- WORK TO COMPLETE: Gather each line in the entries that includes the string "code".

Recorded data:
(begin)

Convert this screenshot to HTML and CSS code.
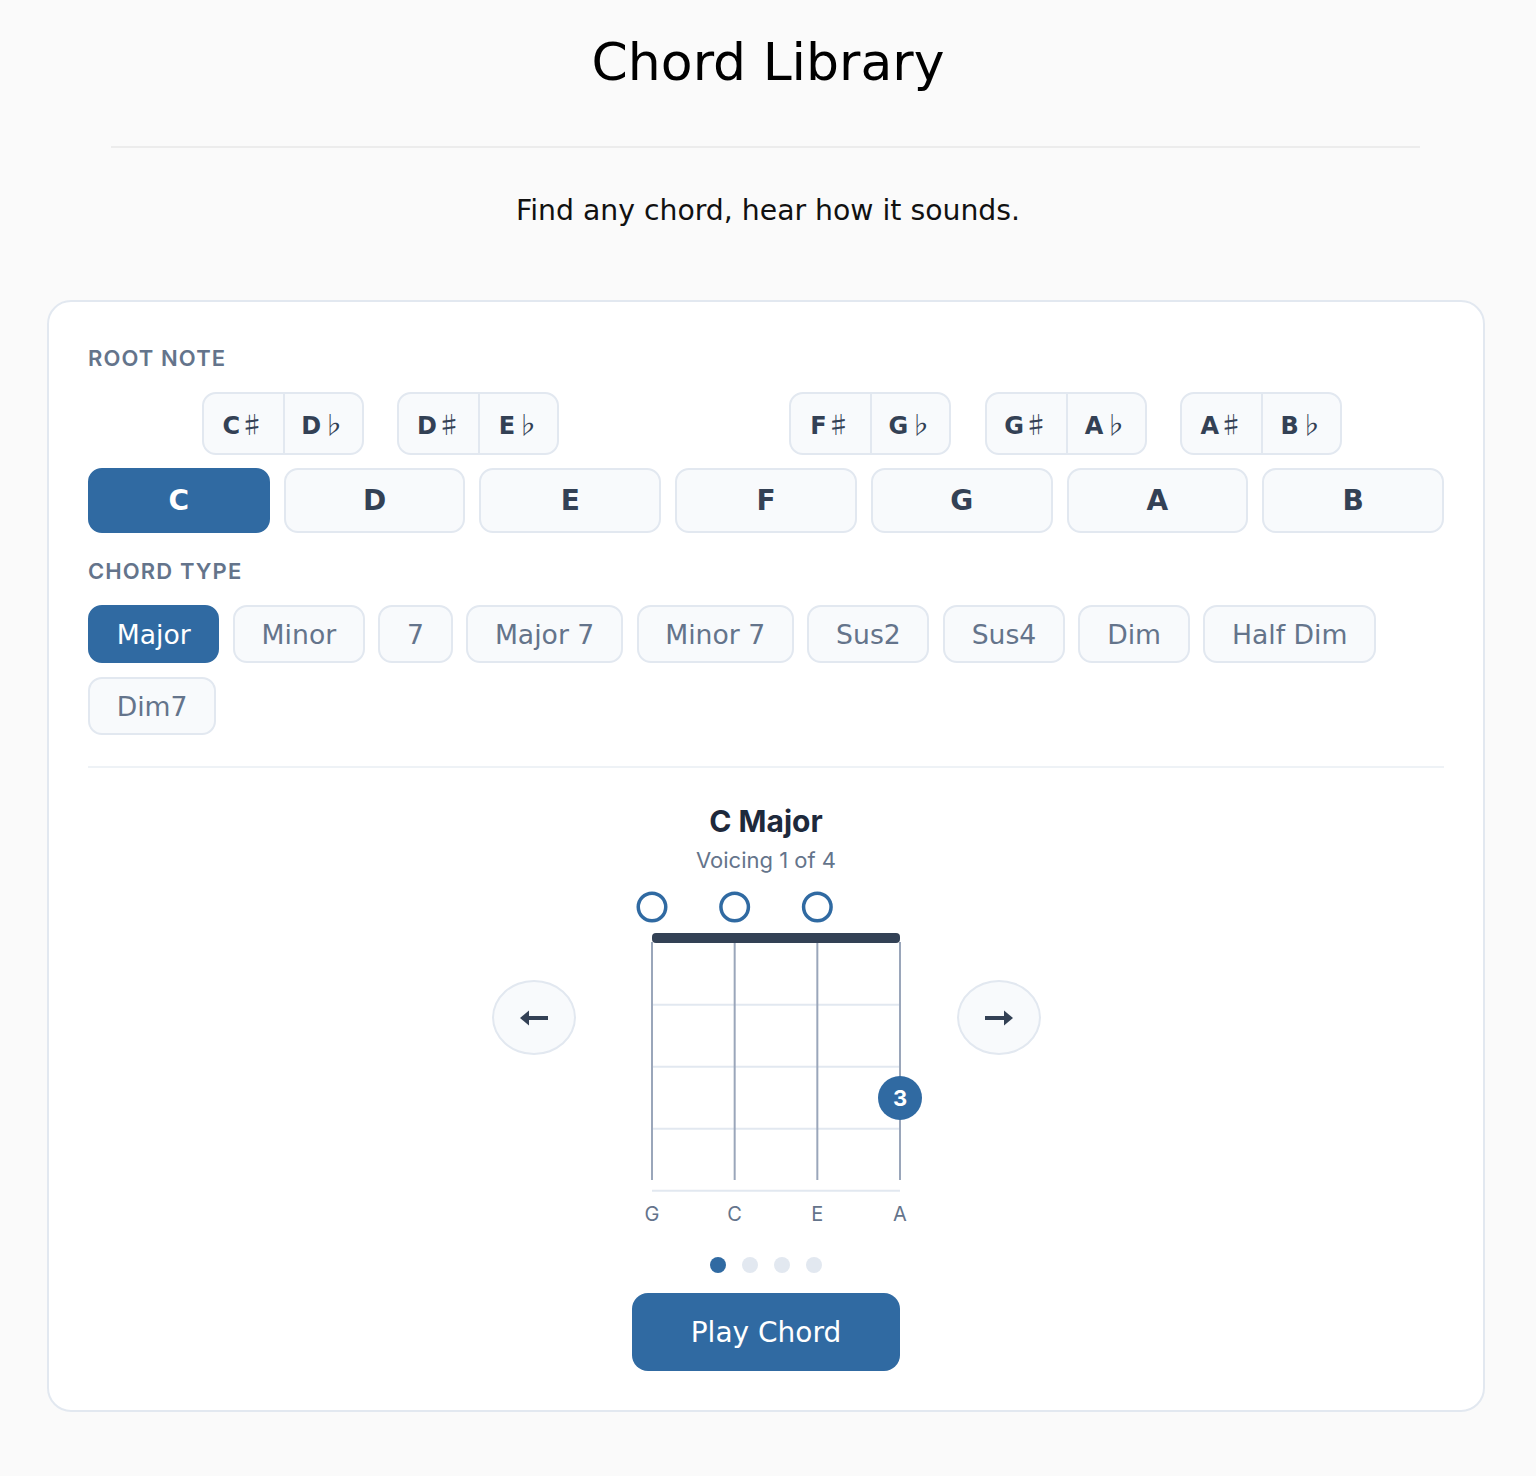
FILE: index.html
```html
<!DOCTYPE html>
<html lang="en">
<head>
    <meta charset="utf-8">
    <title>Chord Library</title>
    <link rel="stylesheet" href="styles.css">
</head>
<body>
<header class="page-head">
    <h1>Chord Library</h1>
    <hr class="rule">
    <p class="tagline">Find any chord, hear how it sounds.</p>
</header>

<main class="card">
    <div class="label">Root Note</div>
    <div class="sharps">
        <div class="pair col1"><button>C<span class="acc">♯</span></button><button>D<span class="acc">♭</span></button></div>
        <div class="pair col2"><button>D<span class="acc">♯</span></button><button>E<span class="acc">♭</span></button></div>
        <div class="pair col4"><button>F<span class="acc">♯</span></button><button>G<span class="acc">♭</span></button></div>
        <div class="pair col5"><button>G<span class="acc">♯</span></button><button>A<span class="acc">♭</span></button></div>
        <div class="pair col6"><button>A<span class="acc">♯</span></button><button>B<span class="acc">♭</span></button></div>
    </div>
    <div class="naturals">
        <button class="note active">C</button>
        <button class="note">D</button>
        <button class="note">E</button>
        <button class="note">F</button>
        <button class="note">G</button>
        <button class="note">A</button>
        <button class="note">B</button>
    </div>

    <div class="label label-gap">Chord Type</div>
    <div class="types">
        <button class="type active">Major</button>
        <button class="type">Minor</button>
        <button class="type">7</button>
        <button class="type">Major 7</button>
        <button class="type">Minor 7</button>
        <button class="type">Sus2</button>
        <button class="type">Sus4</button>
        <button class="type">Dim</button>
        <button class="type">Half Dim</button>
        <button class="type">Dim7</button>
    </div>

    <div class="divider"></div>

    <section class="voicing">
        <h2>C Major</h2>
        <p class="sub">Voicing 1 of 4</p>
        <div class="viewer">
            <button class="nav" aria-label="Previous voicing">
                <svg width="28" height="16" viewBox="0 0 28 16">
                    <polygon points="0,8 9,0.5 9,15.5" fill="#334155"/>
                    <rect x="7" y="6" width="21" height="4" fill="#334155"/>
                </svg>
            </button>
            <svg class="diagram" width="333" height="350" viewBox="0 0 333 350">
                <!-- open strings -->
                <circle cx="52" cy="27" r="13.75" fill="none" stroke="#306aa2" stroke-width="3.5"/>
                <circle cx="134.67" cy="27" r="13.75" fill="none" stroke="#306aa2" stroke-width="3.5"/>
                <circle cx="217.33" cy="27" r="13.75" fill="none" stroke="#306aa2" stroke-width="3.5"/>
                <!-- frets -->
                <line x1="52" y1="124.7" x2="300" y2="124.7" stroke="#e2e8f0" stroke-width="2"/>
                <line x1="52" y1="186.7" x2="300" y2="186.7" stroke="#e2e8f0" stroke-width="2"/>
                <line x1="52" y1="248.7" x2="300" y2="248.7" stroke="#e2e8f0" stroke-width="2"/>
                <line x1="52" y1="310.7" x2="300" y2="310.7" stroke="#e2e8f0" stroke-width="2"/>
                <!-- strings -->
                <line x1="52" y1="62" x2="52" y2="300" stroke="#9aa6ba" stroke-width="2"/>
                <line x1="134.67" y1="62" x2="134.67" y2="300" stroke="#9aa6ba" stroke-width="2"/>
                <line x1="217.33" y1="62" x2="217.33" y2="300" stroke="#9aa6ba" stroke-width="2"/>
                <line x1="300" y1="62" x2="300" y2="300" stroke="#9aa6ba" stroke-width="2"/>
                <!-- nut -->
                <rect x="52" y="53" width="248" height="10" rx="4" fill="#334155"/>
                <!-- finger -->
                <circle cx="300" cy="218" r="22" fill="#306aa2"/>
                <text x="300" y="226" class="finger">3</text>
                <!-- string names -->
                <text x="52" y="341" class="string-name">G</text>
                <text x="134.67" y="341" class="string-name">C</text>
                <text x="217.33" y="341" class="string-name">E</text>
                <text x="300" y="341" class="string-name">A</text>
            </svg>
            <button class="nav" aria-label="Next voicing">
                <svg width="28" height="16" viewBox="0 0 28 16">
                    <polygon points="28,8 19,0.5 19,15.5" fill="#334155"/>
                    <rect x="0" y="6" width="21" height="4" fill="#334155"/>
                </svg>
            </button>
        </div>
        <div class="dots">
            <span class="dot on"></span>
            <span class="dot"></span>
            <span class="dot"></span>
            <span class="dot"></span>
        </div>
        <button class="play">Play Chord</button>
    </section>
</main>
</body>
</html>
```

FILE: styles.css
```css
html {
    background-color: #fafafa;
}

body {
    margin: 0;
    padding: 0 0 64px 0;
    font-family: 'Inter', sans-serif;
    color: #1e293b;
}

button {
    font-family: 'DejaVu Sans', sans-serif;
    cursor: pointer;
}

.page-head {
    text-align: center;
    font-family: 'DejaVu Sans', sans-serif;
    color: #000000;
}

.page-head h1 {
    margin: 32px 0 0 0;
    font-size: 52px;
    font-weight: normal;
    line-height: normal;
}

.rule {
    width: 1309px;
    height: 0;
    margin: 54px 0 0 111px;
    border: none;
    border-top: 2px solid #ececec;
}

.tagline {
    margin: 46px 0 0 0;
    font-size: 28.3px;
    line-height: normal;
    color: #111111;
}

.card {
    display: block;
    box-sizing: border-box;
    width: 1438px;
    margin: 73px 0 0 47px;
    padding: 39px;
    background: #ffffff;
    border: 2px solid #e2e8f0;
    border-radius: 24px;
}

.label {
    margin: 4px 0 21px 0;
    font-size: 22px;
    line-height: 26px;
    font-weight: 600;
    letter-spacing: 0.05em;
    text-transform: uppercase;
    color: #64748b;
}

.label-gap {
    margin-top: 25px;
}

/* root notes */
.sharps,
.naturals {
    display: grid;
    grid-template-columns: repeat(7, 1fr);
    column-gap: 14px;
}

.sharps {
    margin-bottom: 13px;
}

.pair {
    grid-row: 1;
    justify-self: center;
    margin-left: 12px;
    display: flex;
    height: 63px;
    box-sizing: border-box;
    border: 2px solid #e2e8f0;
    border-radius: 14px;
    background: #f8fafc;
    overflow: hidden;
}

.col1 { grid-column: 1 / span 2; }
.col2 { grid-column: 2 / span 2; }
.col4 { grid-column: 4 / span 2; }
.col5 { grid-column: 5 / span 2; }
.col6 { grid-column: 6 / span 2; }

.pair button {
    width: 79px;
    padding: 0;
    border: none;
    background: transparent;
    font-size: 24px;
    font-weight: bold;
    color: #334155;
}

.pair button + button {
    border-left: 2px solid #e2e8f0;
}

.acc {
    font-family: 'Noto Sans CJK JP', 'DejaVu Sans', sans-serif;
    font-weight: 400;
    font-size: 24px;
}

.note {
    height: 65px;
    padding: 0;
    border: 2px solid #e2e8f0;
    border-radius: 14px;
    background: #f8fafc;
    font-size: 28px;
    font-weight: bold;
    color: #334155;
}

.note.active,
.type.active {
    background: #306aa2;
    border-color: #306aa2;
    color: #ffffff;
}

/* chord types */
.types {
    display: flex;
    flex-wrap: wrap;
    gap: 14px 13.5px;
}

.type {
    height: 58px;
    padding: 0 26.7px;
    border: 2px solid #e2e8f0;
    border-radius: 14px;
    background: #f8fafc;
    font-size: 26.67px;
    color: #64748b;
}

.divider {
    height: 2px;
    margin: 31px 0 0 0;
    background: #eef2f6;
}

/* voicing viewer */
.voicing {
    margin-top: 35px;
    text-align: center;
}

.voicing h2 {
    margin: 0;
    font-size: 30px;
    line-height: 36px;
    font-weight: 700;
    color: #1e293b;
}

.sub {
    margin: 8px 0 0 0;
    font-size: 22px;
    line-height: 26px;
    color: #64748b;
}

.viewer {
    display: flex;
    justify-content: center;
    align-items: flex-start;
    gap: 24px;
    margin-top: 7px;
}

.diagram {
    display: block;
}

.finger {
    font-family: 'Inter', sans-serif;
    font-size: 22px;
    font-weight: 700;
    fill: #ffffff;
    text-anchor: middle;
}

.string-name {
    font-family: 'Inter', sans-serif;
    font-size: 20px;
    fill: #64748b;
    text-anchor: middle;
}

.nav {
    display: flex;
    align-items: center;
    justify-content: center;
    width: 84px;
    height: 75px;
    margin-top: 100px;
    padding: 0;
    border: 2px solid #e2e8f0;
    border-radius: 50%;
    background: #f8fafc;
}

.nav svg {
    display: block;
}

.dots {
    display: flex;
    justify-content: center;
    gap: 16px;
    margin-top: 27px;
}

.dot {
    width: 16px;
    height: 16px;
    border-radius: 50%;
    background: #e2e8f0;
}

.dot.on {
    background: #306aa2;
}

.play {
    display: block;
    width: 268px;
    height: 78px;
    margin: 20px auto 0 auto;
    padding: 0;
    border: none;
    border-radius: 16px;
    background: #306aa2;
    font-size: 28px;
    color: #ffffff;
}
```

(end)
(begin)

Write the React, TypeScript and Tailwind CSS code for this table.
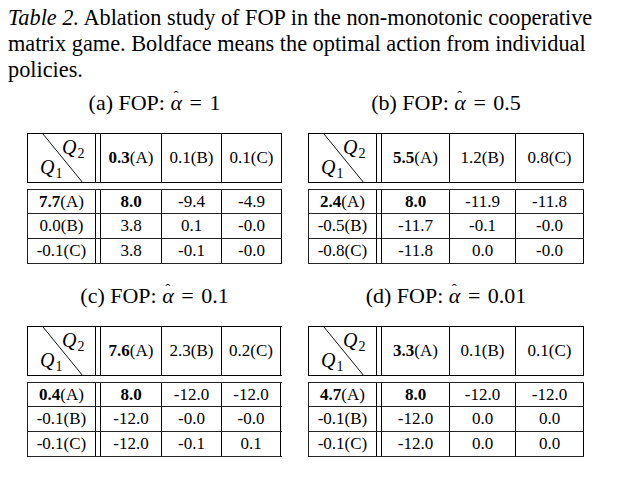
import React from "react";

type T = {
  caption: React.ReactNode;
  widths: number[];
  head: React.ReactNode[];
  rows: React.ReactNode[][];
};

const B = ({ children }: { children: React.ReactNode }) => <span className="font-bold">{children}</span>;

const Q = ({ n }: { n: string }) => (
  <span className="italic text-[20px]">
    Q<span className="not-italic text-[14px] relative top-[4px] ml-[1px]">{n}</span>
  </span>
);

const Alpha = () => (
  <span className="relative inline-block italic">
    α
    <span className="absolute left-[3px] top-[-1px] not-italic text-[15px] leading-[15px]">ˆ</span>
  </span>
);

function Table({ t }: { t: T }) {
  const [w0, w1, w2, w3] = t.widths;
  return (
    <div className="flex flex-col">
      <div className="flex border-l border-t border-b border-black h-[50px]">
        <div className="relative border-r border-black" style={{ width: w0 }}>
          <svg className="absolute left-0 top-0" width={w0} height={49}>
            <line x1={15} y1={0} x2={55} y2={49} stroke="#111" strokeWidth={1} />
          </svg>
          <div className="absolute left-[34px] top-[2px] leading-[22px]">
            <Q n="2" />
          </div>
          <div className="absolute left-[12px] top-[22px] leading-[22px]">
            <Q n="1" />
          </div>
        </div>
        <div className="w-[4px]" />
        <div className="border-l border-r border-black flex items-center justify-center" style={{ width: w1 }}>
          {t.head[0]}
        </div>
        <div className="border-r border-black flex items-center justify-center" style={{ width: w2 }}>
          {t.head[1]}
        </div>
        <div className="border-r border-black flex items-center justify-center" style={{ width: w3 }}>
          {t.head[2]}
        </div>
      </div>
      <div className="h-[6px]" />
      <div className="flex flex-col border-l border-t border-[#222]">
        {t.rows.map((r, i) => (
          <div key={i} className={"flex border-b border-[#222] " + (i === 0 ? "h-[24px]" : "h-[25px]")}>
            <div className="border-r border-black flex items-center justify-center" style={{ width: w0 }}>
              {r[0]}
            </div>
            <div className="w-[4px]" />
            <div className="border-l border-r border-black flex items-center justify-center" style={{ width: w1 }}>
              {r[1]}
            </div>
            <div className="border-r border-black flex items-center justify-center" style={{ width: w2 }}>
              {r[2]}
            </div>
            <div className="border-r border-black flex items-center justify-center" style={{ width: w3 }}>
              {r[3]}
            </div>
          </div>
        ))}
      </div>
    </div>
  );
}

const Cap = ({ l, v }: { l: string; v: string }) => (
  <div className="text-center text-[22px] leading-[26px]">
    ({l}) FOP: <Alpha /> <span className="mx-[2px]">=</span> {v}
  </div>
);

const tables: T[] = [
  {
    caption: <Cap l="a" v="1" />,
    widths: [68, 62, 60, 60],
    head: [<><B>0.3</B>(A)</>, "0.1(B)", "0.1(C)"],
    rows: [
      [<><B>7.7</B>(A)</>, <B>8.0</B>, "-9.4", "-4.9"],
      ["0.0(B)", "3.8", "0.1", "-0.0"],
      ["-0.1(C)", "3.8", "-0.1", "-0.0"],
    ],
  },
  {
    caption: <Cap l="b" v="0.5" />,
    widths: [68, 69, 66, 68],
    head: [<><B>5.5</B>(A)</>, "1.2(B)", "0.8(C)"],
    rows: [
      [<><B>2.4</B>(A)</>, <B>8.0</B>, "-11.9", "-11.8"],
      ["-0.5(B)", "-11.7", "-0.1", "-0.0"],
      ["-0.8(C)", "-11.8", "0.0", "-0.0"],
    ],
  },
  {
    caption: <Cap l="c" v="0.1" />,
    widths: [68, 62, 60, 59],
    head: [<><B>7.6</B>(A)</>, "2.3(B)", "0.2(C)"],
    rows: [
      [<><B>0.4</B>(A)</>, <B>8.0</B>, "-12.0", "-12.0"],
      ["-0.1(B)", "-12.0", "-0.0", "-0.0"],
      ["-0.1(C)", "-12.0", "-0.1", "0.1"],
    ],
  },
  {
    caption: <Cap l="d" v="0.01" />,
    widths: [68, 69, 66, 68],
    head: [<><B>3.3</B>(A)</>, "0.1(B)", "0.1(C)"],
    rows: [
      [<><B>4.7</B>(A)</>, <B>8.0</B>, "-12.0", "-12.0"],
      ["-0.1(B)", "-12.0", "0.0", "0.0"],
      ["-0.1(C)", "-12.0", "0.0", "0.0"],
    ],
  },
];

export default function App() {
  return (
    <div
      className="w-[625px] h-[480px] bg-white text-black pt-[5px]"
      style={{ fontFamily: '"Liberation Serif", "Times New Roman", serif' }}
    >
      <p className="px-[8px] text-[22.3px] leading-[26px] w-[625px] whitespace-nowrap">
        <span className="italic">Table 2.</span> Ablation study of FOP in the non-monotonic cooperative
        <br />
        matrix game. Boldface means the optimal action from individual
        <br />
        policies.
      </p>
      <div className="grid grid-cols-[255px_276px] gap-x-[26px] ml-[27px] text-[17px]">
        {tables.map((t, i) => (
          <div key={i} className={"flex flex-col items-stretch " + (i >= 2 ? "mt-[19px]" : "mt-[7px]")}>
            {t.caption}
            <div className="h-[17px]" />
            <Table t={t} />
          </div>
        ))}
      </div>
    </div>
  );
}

(end)

- EXERCISE RESPONSE:
Convert this screenshot to HTML and CSS code.
Write the React, TypeScript and Tailwind CSS code for this table.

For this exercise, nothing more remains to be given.